=== Records shown ===

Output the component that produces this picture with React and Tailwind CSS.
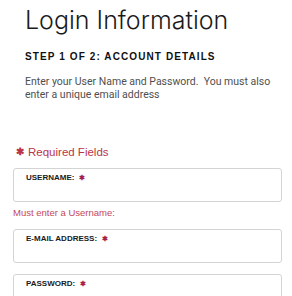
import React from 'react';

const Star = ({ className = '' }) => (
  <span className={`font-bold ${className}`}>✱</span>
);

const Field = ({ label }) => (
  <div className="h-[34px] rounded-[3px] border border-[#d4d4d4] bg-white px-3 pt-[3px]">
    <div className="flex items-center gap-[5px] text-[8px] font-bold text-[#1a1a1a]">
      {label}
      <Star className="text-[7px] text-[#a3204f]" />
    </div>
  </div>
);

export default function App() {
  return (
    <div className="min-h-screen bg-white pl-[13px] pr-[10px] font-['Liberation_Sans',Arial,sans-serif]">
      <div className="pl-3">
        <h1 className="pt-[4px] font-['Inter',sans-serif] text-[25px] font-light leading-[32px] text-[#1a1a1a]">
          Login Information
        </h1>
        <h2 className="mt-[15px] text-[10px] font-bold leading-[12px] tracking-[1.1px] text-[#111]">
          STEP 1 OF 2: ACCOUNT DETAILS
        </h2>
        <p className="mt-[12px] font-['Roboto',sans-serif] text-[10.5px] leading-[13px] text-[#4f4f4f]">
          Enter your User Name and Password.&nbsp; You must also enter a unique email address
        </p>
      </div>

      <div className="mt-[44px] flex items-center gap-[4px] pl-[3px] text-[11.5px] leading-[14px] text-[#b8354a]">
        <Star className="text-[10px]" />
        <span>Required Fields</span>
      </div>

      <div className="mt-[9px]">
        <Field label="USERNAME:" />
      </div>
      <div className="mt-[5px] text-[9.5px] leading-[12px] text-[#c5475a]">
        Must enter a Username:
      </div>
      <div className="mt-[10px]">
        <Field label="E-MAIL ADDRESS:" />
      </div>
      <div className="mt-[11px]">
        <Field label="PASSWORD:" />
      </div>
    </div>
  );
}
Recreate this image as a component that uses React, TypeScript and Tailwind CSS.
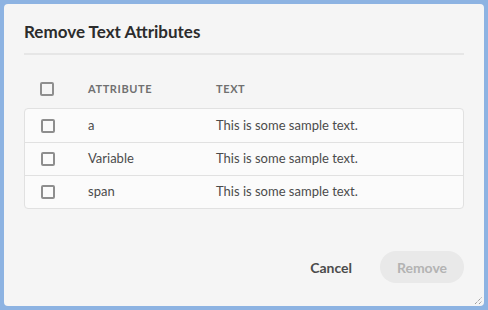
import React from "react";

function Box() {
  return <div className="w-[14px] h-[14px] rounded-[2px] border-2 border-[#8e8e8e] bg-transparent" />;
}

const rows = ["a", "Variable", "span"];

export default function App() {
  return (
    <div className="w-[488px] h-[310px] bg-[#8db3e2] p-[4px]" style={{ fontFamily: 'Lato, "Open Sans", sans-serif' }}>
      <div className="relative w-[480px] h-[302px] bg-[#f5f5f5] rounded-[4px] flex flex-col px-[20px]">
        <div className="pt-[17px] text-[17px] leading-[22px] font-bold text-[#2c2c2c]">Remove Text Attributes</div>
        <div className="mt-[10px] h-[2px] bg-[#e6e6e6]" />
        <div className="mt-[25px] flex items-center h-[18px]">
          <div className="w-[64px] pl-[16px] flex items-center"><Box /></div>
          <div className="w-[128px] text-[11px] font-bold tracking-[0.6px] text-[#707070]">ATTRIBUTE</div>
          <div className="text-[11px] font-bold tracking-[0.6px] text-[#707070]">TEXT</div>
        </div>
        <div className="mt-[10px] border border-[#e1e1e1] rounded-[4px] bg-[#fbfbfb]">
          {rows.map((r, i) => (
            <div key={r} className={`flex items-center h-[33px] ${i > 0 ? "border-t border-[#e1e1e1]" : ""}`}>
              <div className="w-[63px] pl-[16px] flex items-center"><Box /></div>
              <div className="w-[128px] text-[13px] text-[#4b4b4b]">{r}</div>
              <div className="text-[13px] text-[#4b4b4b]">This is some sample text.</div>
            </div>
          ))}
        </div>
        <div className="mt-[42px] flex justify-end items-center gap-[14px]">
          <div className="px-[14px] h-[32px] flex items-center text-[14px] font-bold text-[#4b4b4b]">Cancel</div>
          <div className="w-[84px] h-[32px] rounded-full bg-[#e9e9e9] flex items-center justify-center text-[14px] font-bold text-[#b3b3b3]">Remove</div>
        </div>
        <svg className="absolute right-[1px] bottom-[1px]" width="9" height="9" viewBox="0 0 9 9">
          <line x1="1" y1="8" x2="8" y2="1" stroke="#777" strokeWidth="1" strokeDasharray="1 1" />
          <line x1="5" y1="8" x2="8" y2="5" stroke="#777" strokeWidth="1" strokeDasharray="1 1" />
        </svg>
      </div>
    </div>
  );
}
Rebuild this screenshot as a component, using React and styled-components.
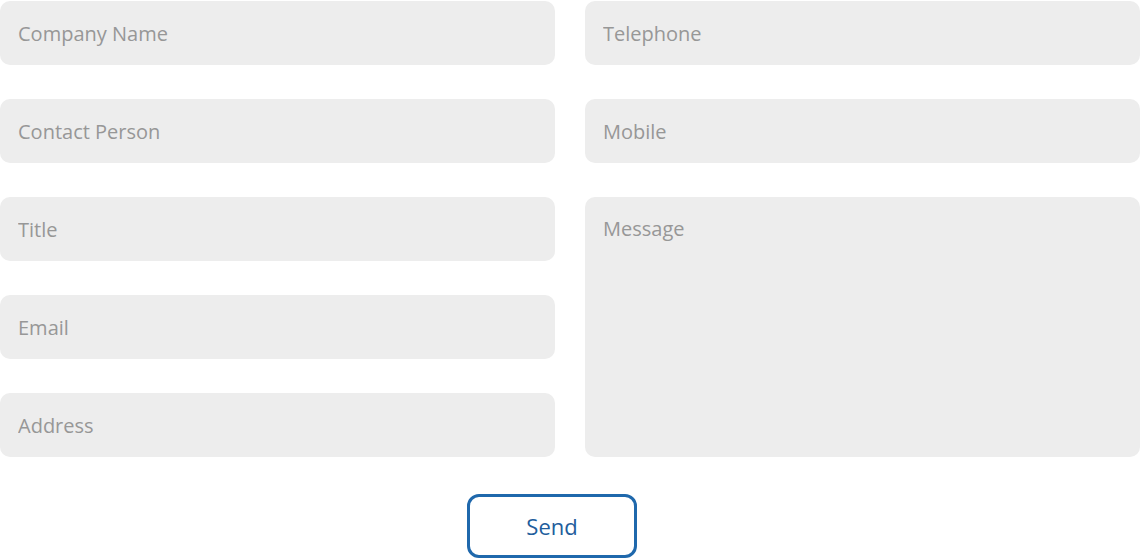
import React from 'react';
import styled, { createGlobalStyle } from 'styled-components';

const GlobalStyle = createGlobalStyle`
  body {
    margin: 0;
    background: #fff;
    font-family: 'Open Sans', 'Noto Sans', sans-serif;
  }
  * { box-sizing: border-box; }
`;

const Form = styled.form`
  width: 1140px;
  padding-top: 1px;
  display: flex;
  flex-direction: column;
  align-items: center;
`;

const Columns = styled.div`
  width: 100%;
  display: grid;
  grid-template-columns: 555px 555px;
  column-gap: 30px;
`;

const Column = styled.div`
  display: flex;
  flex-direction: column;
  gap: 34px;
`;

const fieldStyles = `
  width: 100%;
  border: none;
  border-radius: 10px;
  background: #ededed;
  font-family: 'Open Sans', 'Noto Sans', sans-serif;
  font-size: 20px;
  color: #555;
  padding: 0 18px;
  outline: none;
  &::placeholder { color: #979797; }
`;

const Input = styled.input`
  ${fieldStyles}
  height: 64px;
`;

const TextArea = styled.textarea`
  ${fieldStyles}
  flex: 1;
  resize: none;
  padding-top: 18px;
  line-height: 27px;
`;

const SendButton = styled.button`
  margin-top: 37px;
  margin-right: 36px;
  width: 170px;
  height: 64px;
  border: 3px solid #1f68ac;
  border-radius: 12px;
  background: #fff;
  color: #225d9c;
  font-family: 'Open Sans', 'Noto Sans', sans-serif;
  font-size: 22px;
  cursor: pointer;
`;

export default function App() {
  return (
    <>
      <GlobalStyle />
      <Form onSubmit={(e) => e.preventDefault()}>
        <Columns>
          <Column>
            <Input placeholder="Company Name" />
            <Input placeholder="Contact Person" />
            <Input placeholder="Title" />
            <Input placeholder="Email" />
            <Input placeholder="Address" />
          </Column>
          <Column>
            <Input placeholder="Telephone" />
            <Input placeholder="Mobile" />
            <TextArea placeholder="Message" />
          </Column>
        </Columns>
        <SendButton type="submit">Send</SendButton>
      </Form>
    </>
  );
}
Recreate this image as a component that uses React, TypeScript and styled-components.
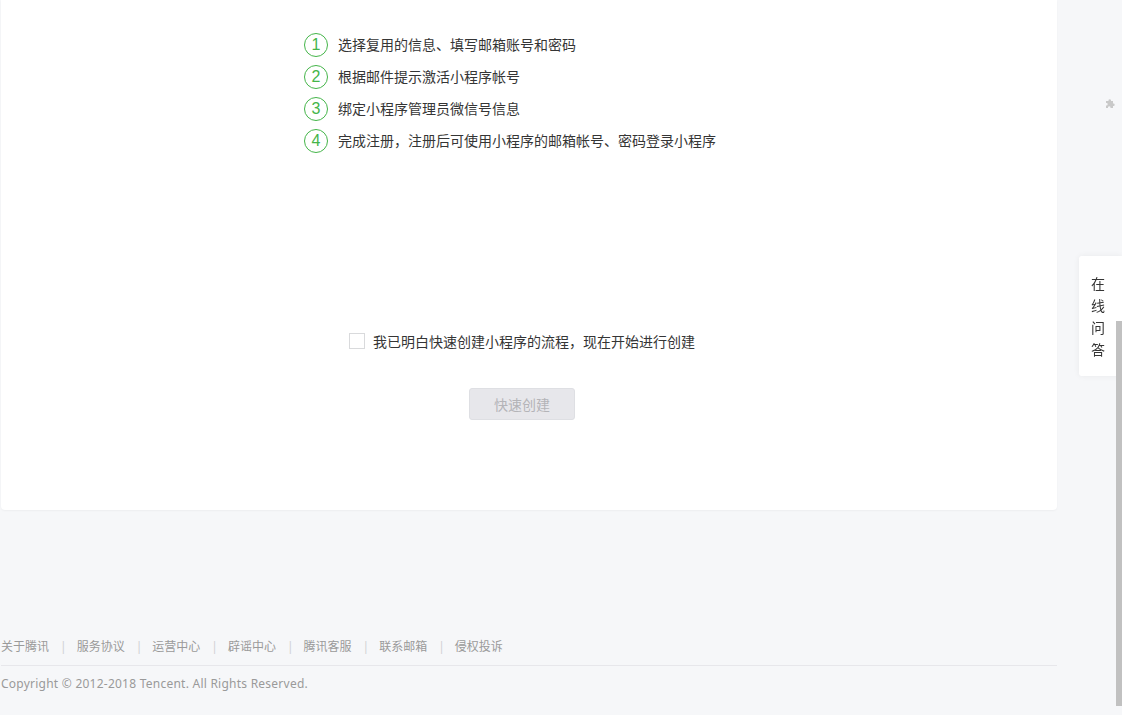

===

## Directions for this task
Without the pictures, return all the records precisely as they stand.

## Answer
Output the component that produces this picture with React and Tailwind CSS.
import React from 'react';

const Star = ({ className = '' }) => (
  <span className={`font-bold ${className}`}>✱</span>
);

const Field = ({ label }) => (
  <div className="h-[34px] rounded-[3px] border border-[#d4d4d4] bg-white px-3 pt-[3px]">
    <div className="flex items-center gap-[5px] text-[8px] font-bold text-[#1a1a1a]">
      {label}
      <Star className="text-[7px] text-[#a3204f]" />
    </div>
  </div>
);

export default function App() {
  return (
    <div className="min-h-screen bg-white pl-[13px] pr-[10px] font-['Liberation_Sans',Arial,sans-serif]">
      <div className="pl-3">
        <h1 className="pt-[4px] font-['Inter',sans-serif] text-[25px] font-light leading-[32px] text-[#1a1a1a]">
          Login Information
        </h1>
        <h2 className="mt-[15px] text-[10px] font-bold leading-[12px] tracking-[1.1px] text-[#111]">
          STEP 1 OF 2: ACCOUNT DETAILS
        </h2>
        <p className="mt-[12px] font-['Roboto',sans-serif] text-[10.5px] leading-[13px] text-[#4f4f4f]">
          Enter your User Name and Password.&nbsp; You must also enter a unique email address
        </p>
      </div>

      <div className="mt-[44px] flex items-center gap-[4px] pl-[3px] text-[11.5px] leading-[14px] text-[#b8354a]">
        <Star className="text-[10px]" />
        <span>Required Fields</span>
      </div>

      <div className="mt-[9px]">
        <Field label="USERNAME:" />
      </div>
      <div className="mt-[5px] text-[9.5px] leading-[12px] text-[#c5475a]">
        Must enter a Username:
      </div>
      <div className="mt-[10px]">
        <Field label="E-MAIL ADDRESS:" />
      </div>
      <div className="mt-[11px]">
        <Field label="PASSWORD:" />
      </div>
    </div>
  );
}
Recreate this image as a component that uses React, TypeScript and Tailwind CSS.
import React from "react";

function Box() {
  return <div className="w-[14px] h-[14px] rounded-[2px] border-2 border-[#8e8e8e] bg-transparent" />;
}

const rows = ["a", "Variable", "span"];

export default function App() {
  return (
    <div className="w-[488px] h-[310px] bg-[#8db3e2] p-[4px]" style={{ fontFamily: 'Lato, "Open Sans", sans-serif' }}>
      <div className="relative w-[480px] h-[302px] bg-[#f5f5f5] rounded-[4px] flex flex-col px-[20px]">
        <div className="pt-[17px] text-[17px] leading-[22px] font-bold text-[#2c2c2c]">Remove Text Attributes</div>
        <div className="mt-[10px] h-[2px] bg-[#e6e6e6]" />
        <div className="mt-[25px] flex items-center h-[18px]">
          <div className="w-[64px] pl-[16px] flex items-center"><Box /></div>
          <div className="w-[128px] text-[11px] font-bold tracking-[0.6px] text-[#707070]">ATTRIBUTE</div>
          <div className="text-[11px] font-bold tracking-[0.6px] text-[#707070]">TEXT</div>
        </div>
        <div className="mt-[10px] border border-[#e1e1e1] rounded-[4px] bg-[#fbfbfb]">
          {rows.map((r, i) => (
            <div key={r} className={`flex items-center h-[33px] ${i > 0 ? "border-t border-[#e1e1e1]" : ""}`}>
              <div className="w-[63px] pl-[16px] flex items-center"><Box /></div>
              <div className="w-[128px] text-[13px] text-[#4b4b4b]">{r}</div>
              <div className="text-[13px] text-[#4b4b4b]">This is some sample text.</div>
            </div>
          ))}
        </div>
        <div className="mt-[42px] flex justify-end items-center gap-[14px]">
          <div className="px-[14px] h-[32px] flex items-center text-[14px] font-bold text-[#4b4b4b]">Cancel</div>
          <div className="w-[84px] h-[32px] rounded-full bg-[#e9e9e9] flex items-center justify-center text-[14px] font-bold text-[#b3b3b3]">Remove</div>
        </div>
        <svg className="absolute right-[1px] bottom-[1px]" width="9" height="9" viewBox="0 0 9 9">
          <line x1="1" y1="8" x2="8" y2="1" stroke="#777" strokeWidth="1" strokeDasharray="1 1" />
          <line x1="5" y1="8" x2="8" y2="5" stroke="#777" strokeWidth="1" strokeDasharray="1 1" />
        </svg>
      </div>
    </div>
  );
}
Rebuild this screenshot as a component, using React and styled-components.
import React from 'react';
import styled, { createGlobalStyle } from 'styled-components';

const GlobalStyle = createGlobalStyle`
  body {
    margin: 0;
    background: #fff;
    font-family: 'Open Sans', 'Noto Sans', sans-serif;
  }
  * { box-sizing: border-box; }
`;

const Form = styled.form`
  width: 1140px;
  padding-top: 1px;
  display: flex;
  flex-direction: column;
  align-items: center;
`;

const Columns = styled.div`
  width: 100%;
  display: grid;
  grid-template-columns: 555px 555px;
  column-gap: 30px;
`;

const Column = styled.div`
  display: flex;
  flex-direction: column;
  gap: 34px;
`;

const fieldStyles = `
  width: 100%;
  border: none;
  border-radius: 10px;
  background: #ededed;
  font-family: 'Open Sans', 'Noto Sans', sans-serif;
  font-size: 20px;
  color: #555;
  padding: 0 18px;
  outline: none;
  &::placeholder { color: #979797; }
`;

const Input = styled.input`
  ${fieldStyles}
  height: 64px;
`;

const TextArea = styled.textarea`
  ${fieldStyles}
  flex: 1;
  resize: none;
  padding-top: 18px;
  line-height: 27px;
`;

const SendButton = styled.button`
  margin-top: 37px;
  margin-right: 36px;
  width: 170px;
  height: 64px;
  border: 3px solid #1f68ac;
  border-radius: 12px;
  background: #fff;
  color: #225d9c;
  font-family: 'Open Sans', 'Noto Sans', sans-serif;
  font-size: 22px;
  cursor: pointer;
`;

export default function App() {
  return (
    <>
      <GlobalStyle />
      <Form onSubmit={(e) => e.preventDefault()}>
        <Columns>
          <Column>
            <Input placeholder="Company Name" />
            <Input placeholder="Contact Person" />
            <Input placeholder="Title" />
            <Input placeholder="Email" />
            <Input placeholder="Address" />
          </Column>
          <Column>
            <Input placeholder="Telephone" />
            <Input placeholder="Mobile" />
            <TextArea placeholder="Message" />
          </Column>
        </Columns>
        <SendButton type="submit">Send</SendButton>
      </Form>
    </>
  );
}
Recreate this image as a component that uses React, TypeScript and styled-components.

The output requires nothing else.